I was surprised when Parra got the full season assignment this year over his fellow young-ins Genoves and Angulo, but he definitely showed me what the Giants see in him this weekend. Parra’s a kid to keep an eye on.
Augusta and Delmarva feature the two best records in the Sally and lead their respective divisions. The Greenjackets have a chance to deliver a statement by taking the four game series on the road this afternoon.
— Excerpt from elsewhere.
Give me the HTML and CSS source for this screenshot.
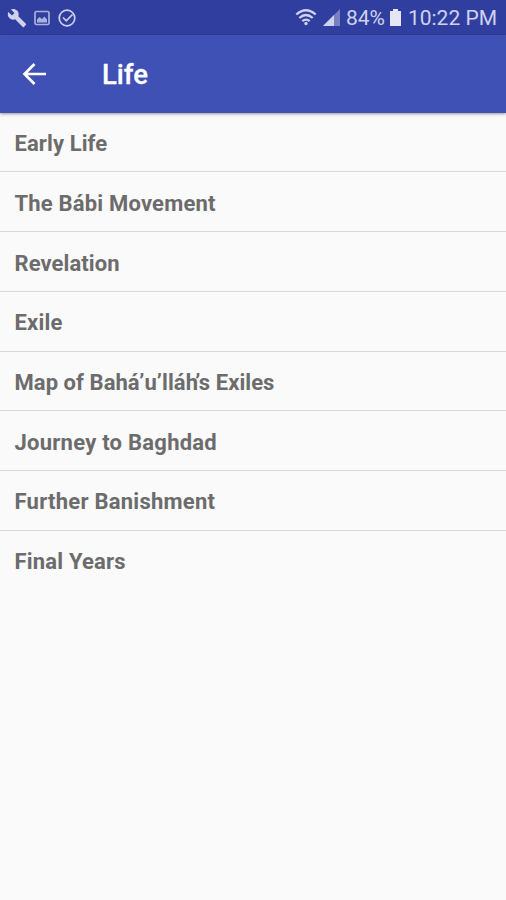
FILE: index.html
```html
<!DOCTYPE html>
<html lang="en">
<head>
<meta charset="utf-8">
<title>Life</title>
<link rel="stylesheet" href="styles.css">
</head>
<body>
<div class="status">
  <div class="notifications">
    <svg width="20" height="20" viewBox="0 0 24 24"><path fill="currentColor" d="M22.700 19l-9.100-9.100c.9-2.300.4-5-1.500-6.900-2-2-5-2.400-7.400-1.300L9 6 6 9 1.600 4.700C.4 7.100.9 10.100 2.900 12.100c1.900 1.900 4.600 2.400 6.900 1.500l9.100 9.100c.4.4 1 .4 1.400 0l2.300-2.300c.5-.4.5-1.100.1-1.400z"/></svg>
    <svg class="picture" width="16" height="16" viewBox="0 0 16 16"><rect x="1" y="1.500" width="14" height="13" rx="1.500" fill="none" stroke="currentColor" stroke-width="1.700"/><path fill="currentColor" d="M3 12.500V9.500L5.500 7l2.500 2L10.500 6.500 13 9.500v3z"/></svg>
    <svg width="18" height="18" viewBox="0 0 18 18" fill="none" stroke="currentColor" stroke-width="1.700"><circle cx="9" cy="9" r="7.800"/><path d="M5 8.500l3.300 3.300L14.500 5.500"/></svg>
  </div>
  <div class="system">
    <svg class="wifi" width="22" height="18" viewBox="0 0 22 18" fill="none" stroke="currentColor" stroke-width="2.200"><path d="M1.300 6.500Q11-2 20.700 6.500M4.300 10Q11 4 17.700 10M7.300 13.200Q11 10 14.700 13.200"/><circle cx="11" cy="15.500" r="1.700" fill="currentColor" stroke="none"/></svg>
    <svg class="signal" width="17" height="17" viewBox="0 0 17 17"><path fill="currentColor" opacity=".45" d="M17 0v17H0z"/><path fill="currentColor" d="M11 6v11H0z"/></svg>
    <span class="percent">84%</span>
    <svg class="battery" width="11" height="17" viewBox="0 0 11 17"><path fill="currentColor" d="M3 0h5v2h3v15H0V2h3z"/></svg>
    <span class="clock">10:22 PM</span>
  </div>
</div>
<header class="appbar">
  <svg width="24" height="24" viewBox="0 0 24 24" fill="none" stroke="currentColor" stroke-width="2.700"><path d="M24 12H2.500M12.500 2L2.500 12l10 10"/></svg>
  <h1>Life</h1>
</header>
<ul class="list">
  <li>Early Life</li>
  <li>The Bábi Movement</li>
  <li>Revelation</li>
  <li>Exile</li>
  <li class="narrow">Map of Bahá’u’llá<span class="tight">h’</span>s Exiles</li>
  <li>Journey to Baghdad</li>
  <li>Further Banishment</li>
  <li>Final Years</li>
</ul>
</body>
</html>
```
FILE: styles.css
```css
body { margin: 0; min-height: 900px; background: #fafafa; font-family: Roboto, sans-serif; }
svg { display: block; flex: none; }
.status { height: 35px; box-sizing: border-box; padding: 0 9px 0 7px; background: #303f9f; color: #ced2ee; display: flex; justify-content: space-between; align-items: center; }
.notifications { display: flex; align-items: center; gap: 8px; }
.notifications .picture { color: #a9b1dc; margin-left: -1px; }
.system { display: flex; align-items: center; font-size: 21px; white-space: nowrap; }
.wifi { margin-top: -1px; }
.signal { margin-left: 6px; }
.percent { margin-left: 6px; }
.battery { margin-left: 5px; color: #e4e6f6; }
.clock { margin-left: 7px; }
.appbar { height: 78px; box-sizing: border-box; padding-left: 22px; display: flex; align-items: center; gap: 56px; background: #3f51b5; color: #fff; box-shadow: 0 1px 3px rgba(0,0,0,.4); }
h1 { margin: 0; padding-top: 1px; font-size: 27.500px; font-weight: 500; -webkit-text-stroke: .3px currentColor; }
.list { margin: 0; padding: 0; list-style: none; }
.list li { height: 59.800px; box-sizing: border-box; padding: 3px 15px 0 14.500px; display: flex; align-items: center; border-bottom: 1px solid #d8d8d8; font-size: 22px; font-weight: 700; letter-spacing: .19px; color: #6c6c6c; white-space: pre; }
.list li:first-child { height: 59.200px; padding-top: 2px; letter-spacing: .1px; }
.list li:nth-child(3) { padding-top: 4px; letter-spacing: .08px; }
.list li:nth-child(6), .list li:nth-child(7) { letter-spacing: .25px; }
.list li:nth-child(7), .list li:last-child { padding-top: 2px; }
.list li:last-child { border-bottom: 0; }
.list .narrow { letter-spacing: .06px; }
.tight { letter-spacing: -1.600px; }
```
As a final note, starter John Gavin’s status might bear watching. He never looked really comfortable yesterday, walking four (half his season total) and came out after just 4 IP. He looked to be stretching his leg after his final inning, so I wondered if perhaps he had a tweak in there that was throwing him off. He was mostly in the high 80s with his fastball.
Today’s Scheduled Starters:
Sacramento: Dereck Rodriguez vs. Cy Sneed
Richmond: TBD vs. Shao-Ching Chiang
San Jose: OFF DAY
Augusta: Jose Marte vs. Michael Baumann
Couple of closing notes. If you’re a Baseball Prospectus’ subscriber, check out this Matthew Trueblood piece on the Giants’ CF situation. I don’t totally buy into his notion that a window of opportunity closed when the team chose not to keep Steven Duggar on the Opening Day roster, but he does lay out a clear opportunity for improving the team going forward this year:
And while you’re at BPro’s site, today’s Monday Morning Ten Pack includes notes on both Mac Marshall and Tyler Cyr.
And lastly, Minor Lines bids a fond farewell to the inimitable Ichiro Suzuki, who made his MLB debut at the age of 27 years, 162 days old (15,417th oldest in MLB history) and went on to do this:
We’ll never see Ichiro’s likes again I don’t think.